→ **SOURCE EXCERPT**
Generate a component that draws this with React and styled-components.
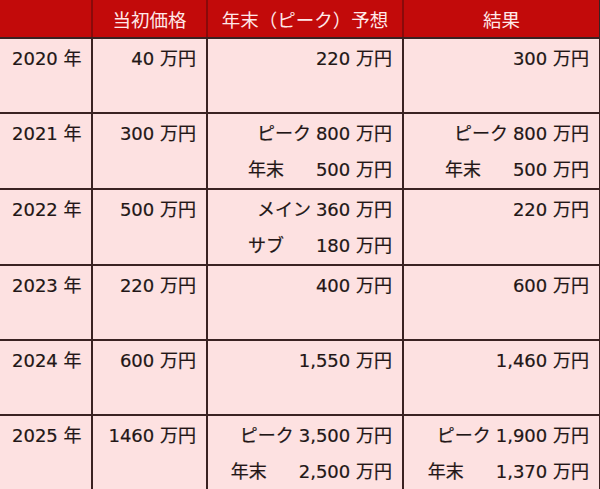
import React from 'react'
import styled, { createGlobalStyle } from 'styled-components'

const GlobalStyle = createGlobalStyle`
	html, body {
		margin: 0;
		padding: 0;
		background: #fde1e1;
	}
`

const Table = styled.table`
	width: 600px;
	height: 489px;
	border-collapse: collapse;
	table-layout: fixed;
	font-family: 'DejaVu Sans', 'Noto Sans CJK JP', sans-serif;
	font-size: 18px;
	color: #221616;
	background: #fde1e1;
	-webkit-text-stroke: 0.2px #221616;
`

const Col = styled.col`
	width: ${p => p.$w}px;
`

const HeadCell = styled.th`
	height: 37px;
	padding: 0;
	background: #c20a0a;
	color: #ffe8e8;
	-webkit-text-stroke: 0;
	font-weight: normal;
	font-size: 18.5px;
	text-align: center;
	vertical-align: middle;
	border-left: 2px solid #8a0a0a;
	border-bottom: 2px solid #3a2222;
	&:first-child {
		border-left: none;
	}
	&:last-child {
		border-right: 2px solid #3a2222;
	}
`

const Row = styled.tr`
	height: 75px;
	&:last-child td {
		border-bottom: 2px solid #3a2222;
	}
`

const Cell = styled.td`
	padding: 2px 10px 0 ${p => (p.$year ? 12 : 10)}px;
	vertical-align: top;
	line-height: 36px;
	white-space: nowrap;
	border-left: 2px solid #3a2222;
	border-top: 2px solid #3a2222;
	&:first-child {
		border-left: none;
	}
	&:last-child {
		border-right: 2px solid #3a2222;
	}
`

const Line = styled.div`
	display: flex;
	justify-content: ${p => (p.$left ? 'flex-start' : 'flex-end')};
	align-items: baseline;
	height: 36px;
`

const Label = styled.span`
	margin-right: ${p => (p.$short ? 32 : 5)}px;
`

const rows = [
	{ year: '2020 年', start: '40 万円', forecast: ['220 万円'], result: ['300 万円'] },
	{
		year: '2021 年',
		start: '300 万円',
		forecast: [['ピーク', '800 万円'], ['年末', '500 万円']],
		result: [['ピーク', '800 万円'], ['年末', '500 万円']],
	},
	{
		year: '2022 年',
		start: '500 万円',
		forecast: [['メイン', '360 万円'], ['サブ', '180 万円']],
		result: ['220 万円'],
	},
	{ year: '2023 年', start: '220 万円', forecast: ['400 万円'], result: ['600 万円'] },
	{ year: '2024 年', start: '600 万円', forecast: ['1,550 万円'], result: ['1,460 万円'] },
	{
		year: '2025 年',
		start: '1460 万円',
		forecast: [['ピーク', '3,500 万円'], ['年末', '2,500 万円']],
		result: [['ピーク', '1,900 万円'], ['年末', '1,370 万円']],
	},
]

function renderLines(lines) {
	return lines.map((line, i) => {
		if (typeof line === 'string') {
			return <Line key={i}>{line}</Line>
		}
		return (
			<Line key={i}>
				<Label $short={line[0].length < 3}>{line[0]}</Label>
				<span>{line[1]}</span>
			</Line>
		)
	})
}

const App = () => {
	return (
		<>
			<GlobalStyle />
			<Table>
				<colgroup>
					<Col $w={92} />
					<Col $w={115} />
					<Col $w={196} />
					<Col $w={197} />
				</colgroup>
				<thead>
					<tr>
						<HeadCell></HeadCell>
						<HeadCell>当初価格</HeadCell>
						<HeadCell>年末（ピーク）予想</HeadCell>
						<HeadCell>結果</HeadCell>
					</tr>
				</thead>
				<tbody>
					{rows.map(r => (
						<Row key={r.year}>
							<Cell $year>
								<Line $left>{r.year}</Line>
							</Cell>
							<Cell>
								<Line>{r.start}</Line>
							</Cell>
							<Cell>{renderLines(r.forecast)}</Cell>
							<Cell>{renderLines(r.result)}</Cell>
						</Row>
					))}
				</tbody>
			</Table>
		</>
	)
}

export default App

→ **THE EXERCISE**
Repeat all of the data above word for word, minus the pictures.

→ **SOLUTION**
Generate a component that draws this with React and styled-components.
import React from 'react'
import styled, { createGlobalStyle } from 'styled-components'

const GlobalStyle = createGlobalStyle`
	html, body {
		margin: 0;
		padding: 0;
		background: #fde1e1;
	}
`

const Table = styled.table`
	width: 600px;
	height: 489px;
	border-collapse: collapse;
	table-layout: fixed;
	font-family: 'DejaVu Sans', 'Noto Sans CJK JP', sans-serif;
	font-size: 18px;
	color: #221616;
	background: #fde1e1;
	-webkit-text-stroke: 0.2px #221616;
`

const Col = styled.col`
	width: ${p => p.$w}px;
`

const HeadCell = styled.th`
	height: 37px;
	padding: 0;
	background: #c20a0a;
	color: #ffe8e8;
	-webkit-text-stroke: 0;
	font-weight: normal;
	font-size: 18.5px;
	text-align: center;
	vertical-align: middle;
	border-left: 2px solid #8a0a0a;
	border-bottom: 2px solid #3a2222;
	&:first-child {
		border-left: none;
	}
	&:last-child {
		border-right: 2px solid #3a2222;
	}
`

const Row = styled.tr`
	height: 75px;
	&:last-child td {
		border-bottom: 2px solid #3a2222;
	}
`

const Cell = styled.td`
	padding: 2px 10px 0 ${p => (p.$year ? 12 : 10)}px;
	vertical-align: top;
	line-height: 36px;
	white-space: nowrap;
	border-left: 2px solid #3a2222;
	border-top: 2px solid #3a2222;
	&:first-child {
		border-left: none;
	}
	&:last-child {
		border-right: 2px solid #3a2222;
	}
`

const Line = styled.div`
	display: flex;
	justify-content: ${p => (p.$left ? 'flex-start' : 'flex-end')};
	align-items: baseline;
	height: 36px;
`

const Label = styled.span`
	margin-right: ${p => (p.$short ? 32 : 5)}px;
`

const rows = [
	{ year: '2020 年', start: '40 万円', forecast: ['220 万円'], result: ['300 万円'] },
	{
		year: '2021 年',
		start: '300 万円',
		forecast: [['ピーク', '800 万円'], ['年末', '500 万円']],
		result: [['ピーク', '800 万円'], ['年末', '500 万円']],
	},
	{
		year: '2022 年',
		start: '500 万円',
		forecast: [['メイン', '360 万円'], ['サブ', '180 万円']],
		result: ['220 万円'],
	},
	{ year: '2023 年', start: '220 万円', forecast: ['400 万円'], result: ['600 万円'] },
	{ year: '2024 年', start: '600 万円', forecast: ['1,550 万円'], result: ['1,460 万円'] },
	{
		year: '2025 年',
		start: '1460 万円',
		forecast: [['ピーク', '3,500 万円'], ['年末', '2,500 万円']],
		result: [['ピーク', '1,900 万円'], ['年末', '1,370 万円']],
	},
]

function renderLines(lines) {
	return lines.map((line, i) => {
		if (typeof line === 'string') {
			return <Line key={i}>{line}</Line>
		}
		return (
			<Line key={i}>
				<Label $short={line[0].length < 3}>{line[0]}</Label>
				<span>{line[1]}</span>
			</Line>
		)
	})
}

const App = () => {
	return (
		<>
			<GlobalStyle />
			<Table>
				<colgroup>
					<Col $w={92} />
					<Col $w={115} />
					<Col $w={196} />
					<Col $w={197} />
				</colgroup>
				<thead>
					<tr>
						<HeadCell></HeadCell>
						<HeadCell>当初価格</HeadCell>
						<HeadCell>年末（ピーク）予想</HeadCell>
						<HeadCell>結果</HeadCell>
					</tr>
				</thead>
				<tbody>
					{rows.map(r => (
						<Row key={r.year}>
							<Cell $year>
								<Line $left>{r.year}</Line>
							</Cell>
							<Cell>
								<Line>{r.start}</Line>
							</Cell>
							<Cell>{renderLines(r.forecast)}</Cell>
							<Cell>{renderLines(r.result)}</Cell>
						</Row>
					))}
				</tbody>
			</Table>
		</>
	)
}

export default App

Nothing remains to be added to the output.